If we can see anything at all about the world around us, it is because we stand on the shoulders of giants.  I am grateful for the interest “The Nine Nations of China” has generated, and for the people who have told me they learned something from reading it.  But I think it is also important for me to recognize those whose insights and ideas have preceded mine.

In my submission to The Atlantic, and the drafts I shared with friends and colleagues, I noted that in the Chinese language, there is a rich and varied academic literature on regional variations and groupings within China — so much so that it is virtually an area of study unto itself.  I cannot even count the number of Chinese researchers who have written in this field.  In the English language, a number of scholars have formulated frameworks for China ranging from five to twelve “macroregions,” “zones,” “market segments,” or “nations,” including William Skinner in 1977, Lauren Swanson in 1989, Geng Cui and Qiming Liu in 2000, and Mark Elvin in 2004.  Anyone who has a copy of Jonathan Spence’s “The Search for Modern China” — a standard textbook — will have run across one version of Skinner’s macroregions on page 77.  Regretfully, none of these frameworks have been widely disseminated or adopted outside of an academic context, and are simply not part of the popular discussion about China. 

The “Nine Nations” framework presented in my article was conceived and developed independently of these sources.  It is the product of 24 years of travel and approximately three years of active research.  It concurs with my predecessors in certain respects, and differs substantially with them in others.  Had I been writing an academic paper, I would of course have cited each of these intellectual antecedents and delineated precisely how I agreed or disagree with them in turn.  This was not an academic paper (although I teach at Tsinghua University, I am a business practitioner, not a career academic).  It was an attempt to introduce an important way of thinking about China into popular discourse, in business and public policy, where it has until now been absent.  For those whose interest has been piqued by my article, I would definitely urge them to look up the academic literature that preceded me and compare and contrast it with my own conclusions.

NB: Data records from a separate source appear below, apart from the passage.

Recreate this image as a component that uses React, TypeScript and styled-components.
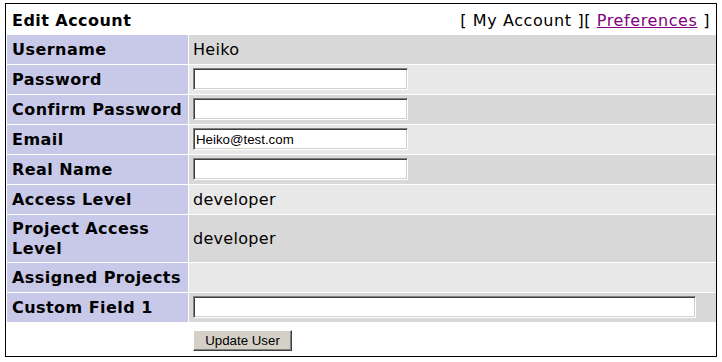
import * as React from "react";
import styled, { createGlobalStyle } from "styled-components";

const GlobalStyle = createGlobalStyle`
  body {
    margin: 0;
    background: #fff;
    color: #000;
    font-family: "DejaVu Sans", Verdana, sans-serif;
  }
`;

const Page = styled.div`
  padding: 3px 0 0 5px;
`;

const Frame = styled.div`
  width: 712px;
  height: 354px;
  box-sizing: border-box;
  border: 1px solid #000;
  padding: 0 0 1px 1px;
  display: grid;
  grid-template-columns: 181px 527px;
  gap: 1px;
  align-content: start;
  font-size: 16px;
  line-height: 20px;
`;

const Header = styled.div`
  grid-column: 1 / -1;
  height: 30px;
  box-sizing: border-box;
  display: flex;
  align-items: center;
  justify-content: space-between;
  padding: 3px 6px 0 5px;
`;

const Title = styled.span`
  font-weight: bold;
  letter-spacing: 0.45px;
`;

const Nav = styled.span`
  white-space: pre;
  letter-spacing: 0.6px;
`;

const NavLink = styled.a`
  color: #800080;
  text-decoration: underline;
`;

const Label = styled.div`
  background: #c8c8e8;
  font-weight: bold;
  letter-spacing: 0.45px;
  display: flex;
  align-items: center;
  min-height: 29px;
  box-sizing: border-box;
  padding: 4px 4px 4px 5px;
`;

const Value = styled.div<{ $shade: "dark" | "light" }>`
  background: ${(p) => (p.$shade === "dark" ? "#d8d8d8" : "#e8e8e8")};
  display: flex;
  align-items: center;
  min-height: 29px;
  box-sizing: border-box;
  padding: 4px;
  letter-spacing: 0.3px;
`;

const Field = styled.input<{ $wide?: boolean }>`
  width: ${(p) => (p.$wide ? "503px" : "215px")};
  height: 22px;
  box-sizing: border-box;
  margin: -1px 0 0;
  padding: 1px 2px;
  background: #fff;
  border-style: solid;
  border-width: 1px;
  border-color: #808080 #fff #fff #808080;
  box-shadow: inset 1px 1px 0 #404040, inset -1px -1px 0 #d4d0c8;
  font-family: "Liberation Sans", Arial, sans-serif;
  font-size: 13.3px;
  letter-spacing: 0;
  color: #000;
  outline: none;
`;

const Blank = styled.div`
  background: #fff;
`;

const Actions = styled.div`
  padding: 7px 4px 4px;
`;

const SubmitButton = styled.button`
  width: 99px;
  height: 21px;
  margin: 0;
  padding: 0;
  background: #d4d0c8;
  border-style: solid;
  border-width: 1px;
  border-color: #fff #404040 #404040 #fff;
  box-shadow: inset -1px -1px 0 #808080;
  font-family: "Liberation Sans", Arial, sans-serif;
  font-size: 13.3px;
  color: #000;
`;

type Row = {
  label: string;
  kind: "text" | "input" | "password" | "none";
  value?: string;
  wide?: boolean;
};

const rows: Row[] = [
  { label: "Username", kind: "text", value: "Heiko" },
  { label: "Password", kind: "password" },
  { label: "Confirm Password", kind: "password" },
  { label: "Email", kind: "input", value: "Heiko@test.com" },
  { label: "Real Name", kind: "input" },
  { label: "Access Level", kind: "text", value: "developer" },
  { label: "Project Access Level", kind: "text", value: "developer" },
  { label: "Assigned Projects", kind: "none" },
  { label: "Custom Field 1", kind: "input", wide: true },
];

export default function App() {
  return (
    <Page>
      <GlobalStyle />
      <Frame>
        <Header>
          <Title>Edit Account</Title>
          <Nav>
            {"[ My Account ][ "}
            <NavLink href="#">Preferences</NavLink>
            {" ]"}
          </Nav>
        </Header>
        {rows.map((row, i) => (
          <React.Fragment key={row.label}>
            <Label>{row.label}</Label>
            <Value $shade={i % 2 === 0 ? "dark" : "light"}>
              {row.kind === "text" && row.value}
              {row.kind === "password" && <Field type="password" />}
              {row.kind === "input" && (
                <Field type="text" defaultValue={row.value} $wide={row.wide} />
              )}
            </Value>
          </React.Fragment>
        ))}
        <Blank />
        <Actions>
          <SubmitButton type="button">Update User</SubmitButton>
        </Actions>
      </Frame>
    </Page>
  );
}
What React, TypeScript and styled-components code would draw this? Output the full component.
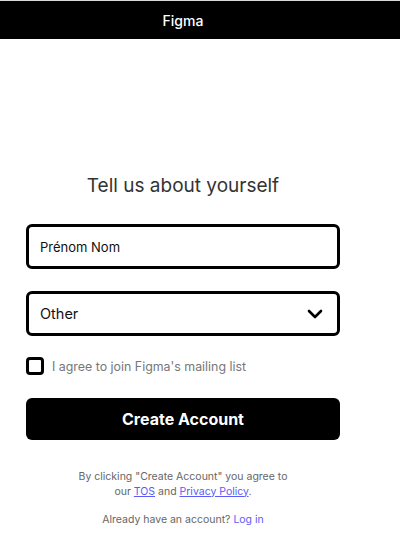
import React from "react";
import styled, { createGlobalStyle } from "styled-components";

const Global = createGlobalStyle`
  html, body { margin: 0; padding: 0; background: #fff; }
  body { font-family: Inter, "Noto Sans", sans-serif; }
  * { box-sizing: border-box; }
`;

const Page = styled.div`
  width: 400px;
  height: 539px;
  border-top: 1px solid #d9d9d9;
  display: flex;
  flex-direction: column;
`;

const TopBar = styled.header`
  height: 38px;
  background: #000;
  display: flex;
  align-items: center;
  justify-content: center;
  padding-right: 34px;
  color: #fff;
  font-size: 14px;
  font-weight: 500;
`;

const Main = styled.main`
  width: 366px;
  padding: 135px 26px 0 26px;
  display: flex;
  flex-direction: column;
`;

const Title = styled.h1`
  margin: 0 0 26px;
  text-align: center;
  font-size: 19px;
  font-weight: 400;
  color: #333;
  line-height: 24px;
`;

const Field = styled.div`
  height: 45px;
  border: 3px solid #000;
  border-radius: 6px;
  display: flex;
  align-items: center;
  justify-content: space-between;
  padding: 0 14px 0 11px;
  margin-bottom: 22px;
`;

const FieldText = styled.span<{ $size: number }>`
  font-size: ${(p) => p.$size}px;
  color: #111;
`;

const CheckRow = styled.label`
  display: flex;
  align-items: center;
  gap: 8px;
  margin-top: -1px;
  height: 18px;
`;

const Box = styled.span`
  width: 18px;
  height: 18px;
  border: 3px solid #000;
  border-radius: 4px;
  display: inline-block;
`;

const CheckText = styled.span`
  font-size: 12.4px;
  color: #777;
`;

const Button = styled.button`
  margin-top: 23px;
  height: 42px;
  border: none;
  border-radius: 6px;
  background: #000;
  color: #fff;
  font-family: Inter, sans-serif;
  font-weight: 700;
  font-size: 16px;
`;

const Legal = styled.p`
  margin: 30px 0 0;
  text-align: center;
  font-size: 10.5px;
  line-height: 14.5px;
  color: #666;
`;

const Link = styled.a`
  color: #5b5bf5;
  text-decoration: underline;
`;

const Already = styled.p`
  margin: 14px 0 0;
  text-align: center;
  font-size: 10.5px;
  color: #666;
`;

const Plain = styled.a`
  color: #5b5bf5;
  text-decoration: none;
`;

export default function App() {
  return (
    <>
      <Global />
      <Page>
        <TopBar>Figma</TopBar>
        <Main>
          <Title>Tell us about yourself</Title>
          <Field>
            <FieldText $size={13}>Prénom Nom</FieldText>
          </Field>
          <Field>
            <FieldText $size={14.5}>Other</FieldText>
            <svg width="16" height="10" viewBox="0 0 16 10">
              <path d="M2 2 L8 8 L14 2" fill="none" stroke="#000" strokeWidth="2.6" strokeLinecap="round" strokeLinejoin="round" />
            </svg>
          </Field>
          <CheckRow>
            <Box />
            <CheckText>I agree to join Figma's mailing list</CheckText>
          </CheckRow>
          <Button>Create Account</Button>
          <Legal>
            By clicking "Create Account" you agree to
            <br />
            our <Link>TOS</Link> and <Link>Privacy Policy</Link>.
          </Legal>
          <Already>
            Already have an account? <Plain>Log in</Plain>
          </Already>
        </Main>
      </Page>
    </>
  );
}
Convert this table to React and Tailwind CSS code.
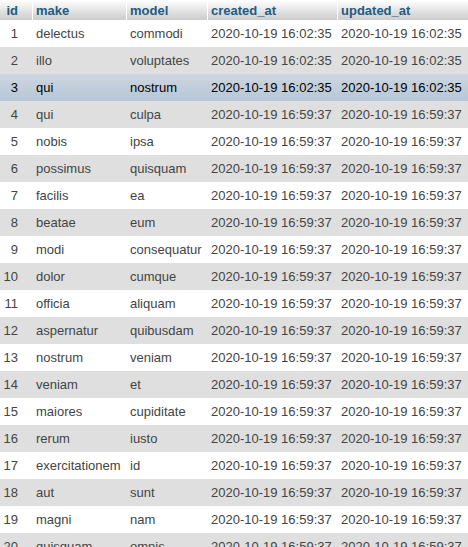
const rows = [
  [1, "delectus", "commodi", "2020-10-19 16:02:35", "2020-10-19 16:02:35"],
  [2, "illo", "voluptates", "2020-10-19 16:02:35", "2020-10-19 16:02:35"],
  [3, "qui", "nostrum", "2020-10-19 16:02:35", "2020-10-19 16:02:35"],
  [4, "qui", "culpa", "2020-10-19 16:59:37", "2020-10-19 16:59:37"],
  [5, "nobis", "ipsa", "2020-10-19 16:59:37", "2020-10-19 16:59:37"],
  [6, "possimus", "quisquam", "2020-10-19 16:59:37", "2020-10-19 16:59:37"],
  [7, "facilis", "ea", "2020-10-19 16:59:37", "2020-10-19 16:59:37"],
  [8, "beatae", "eum", "2020-10-19 16:59:37", "2020-10-19 16:59:37"],
  [9, "modi", "consequatur", "2020-10-19 16:59:37", "2020-10-19 16:59:37"],
  [10, "dolor", "cumque", "2020-10-19 16:59:37", "2020-10-19 16:59:37"],
  [11, "officia", "aliquam", "2020-10-19 16:59:37", "2020-10-19 16:59:37"],
  [12, "aspernatur", "quibusdam", "2020-10-19 16:59:37", "2020-10-19 16:59:37"],
  [13, "nostrum", "veniam", "2020-10-19 16:59:37", "2020-10-19 16:59:37"],
  [14, "veniam", "et", "2020-10-19 16:59:37", "2020-10-19 16:59:37"],
  [15, "maiores", "cupiditate", "2020-10-19 16:59:37", "2020-10-19 16:59:37"],
  [16, "rerum", "iusto", "2020-10-19 16:59:37", "2020-10-19 16:59:37"],
  [17, "exercitationem", "id", "2020-10-19 16:59:37", "2020-10-19 16:59:37"],
  [18, "aut", "sunt", "2020-10-19 16:59:37", "2020-10-19 16:59:37"],
  [19, "magni", "nam", "2020-10-19 16:59:37", "2020-10-19 16:59:37"],
  [20, "quisquam", "omnis", "2020-10-19 16:59:37", "2020-10-19 16:59:37"],
];

const cols = "grid grid-cols-[32px_94px_81px_130px_131px]";

function Th({ children, first }) {
  return (
    <div
      className={
        "h-[20px] flex items-center whitespace-nowrap font-bold text-[#235a81] bg-gradient-to-b from-white to-[#cccccc] " +
        (first ? "justify-end pr-[14px]" : "border-l border-white pl-[3px]")
      }
    >
      {children}
    </div>
  );
}

export default function App() {
  return (
    <div className="w-[468px] h-[547px] overflow-hidden bg-white font-['Liberation_Sans',Arial,sans-serif] text-[13px] leading-[15px]">
      <div className={cols}>
        <Th first>id</Th>
        <Th>make</Th>
        <Th>model</Th>
        <Th>created_at</Th>
        <Th>updated_at</Th>
      </div>
      {rows.map((r, i) => {
        const marked = r[0] === 3;
        const bg = marked
          ? "bg-gradient-to-b from-[#ced6df] to-[#b6c6d7] text-black"
          : i % 2 === 0
          ? "bg-white text-[#444444]"
          : "bg-[#dfdfdf] text-[#444444]";
        return (
          <div key={r[0]} className={cols + " h-[27px] items-center " + bg}>
            <div className="text-right pr-[14px] whitespace-nowrap">{r[0]}</div>
            <div className="pl-[4px] whitespace-nowrap">{r[1]}</div>
            <div className="pl-[4px] whitespace-nowrap">{r[2]}</div>
            <div className="pl-[4px] whitespace-nowrap">{r[3]}</div>
            <div className="pl-[4px] whitespace-nowrap">{r[4]}</div>
          </div>
        );
      })}
    </div>
  );
}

I realize that the map is what grabs most people’s attention, but if there is any real originality in my proposal — and I believe there is — it lies not in the map per se but in the regional descriptions that support it.  This is the meat of the matter.  I was taken to task by a fellow China blogger who observed that my map looks similar to Skinner’s macroregions, implying that I merely copied it.  I did not copy it, but I am gratified and reassured that Skinner, a pioneer in this field, reached similar conclusions to the ones I did.  More importantly, in the areas where my findings diverge from Skinner’s — Shaanxi, Shanxi, Guangxi, Anhui, Taiwan, Wenzhou and Shantou, the entire northwest half of China including Tibet, Xinjiang, and Qinghai — they do so because of what I see as the animating force or character that defines each region.  And my understanding of that aspect comes from my personal experience traveling, living, and doing business in those places.  I have tried to capture the sense of this defining spirit in the names I’ve given each “nation,” and to offer some flavor of it in the short descriptions such an article allowed.

The other thing I’ve been taken to task over, by some, is my use of China’s present-day provincial boundaries as the basis for my own.  I made this decision consciously, for one very simple reason.  Most of the contemporary data available on China — such as GDP, industry figures, or detailed demographics — is broken down by province.  Once you start to drill down below that it gets very patchy and inconsistent, and starts to obscure and confuse as much as it reveals.  As a private equity investor, I have learned that there is such a thing as illusory precision in finely-chopped data — it is better to see the forest than every single tree.  For people in business, in particular, who want to use the Nine Nations framework as a source of insight, most of the data they will have on hand will be provincial.  Does a breakdown by province miss certain nuances?  Yes.  But it more than makes up for it in sheer functionality, and the ability to formulate useful, empirical comparisons. 

For those who have concerns regarding originality and attribution, and The Atlantic’s editorial perspective on these issues and how they were handled, I would urge you to read Jim Fallows’ comments on his blog at The Atlantic here.

5 Comments leave one →
  1. November 18, 2009 10:30 am

    Patrick,

    I enjoyed your map and the regional descriptions, and they are clearly the product of independent thinking.

    But here are my thoughts on attribution:

    One thing the Internet does very well, is make it easy to connect different bits of data. Bloggers are particularly sensitive about sourcing and attribution, for two reasons:

    1. Particularly in the early days of the blogosphere but even now in the Twitterized world, links from popular blogs to new or unknown blogs can multiply traffic exponentially. A blogger linking to the source of an idea, or even a subject related to an idea is part of the evolving etiquette of personal publishing.

    2. It’s a lot better now, but when blog were first starting to make an impact on the media between 2001 and 2004, many journalists made a habit of using ideas and even sometimes whole sentences verbatim from blogs without attribution.

    At my website danwei.org, we often used to find a phrase or sentence copied verbatim from our own original translations used by journalists at big American and British newspapers without attribution. Now I think we are high profile enough that journalists would rather call us for a direct quote, and newspapers have got much better at linking and attribution, so it does not happen any more.

    As you say, we are always standing on the shoulders of giants. At Danwei, our answer to this is make “Links and sources” a standard part of our posts and articles, which gives us space to acknowledge direct sources and possible influences or antecedents, as well as give curious readers additional materials to read elsewhere on the Internet.

    Anyhow, thanks for an interesting take on China’s geography, and thanks to the graduate student Jeremiah Jenne for bringing up Skinner’s fascinating map.

  2. keith woolcock permalink
    November 19, 2009 11:44 pm

    Loved the map and have recently started following your blog. If you were to recommend a modern history of China, what would it be.
    re the revaluation of the RMB, is one of the reasons that the chinese would be opposed their fear that they might be swamped by cheap US farm produce?

    • prchovanec permalink*
      November 22, 2009 9:20 am

      Jonathan Spence’s “The Search for Modern China” (2nd Edition, 1999) and Maurice Meisner’s “Mao’s China and After” (3rd Edition, 1999) are two standard texts that I refer to often. Both are very thorough, although they can be a bit dry. Spence covers China from the late Ming Dynasty (1600 AD) on, while Meisner focuses exclusively on post-1949.

      For the casual reader, I would still highly recommend Harrison Salisbury’s “The New Emperors” (1993). It may be starting to show its age a little bit, but it’s a highly readable account of both Mao and Deng, whose story offers the essential backdrop for the China we know today.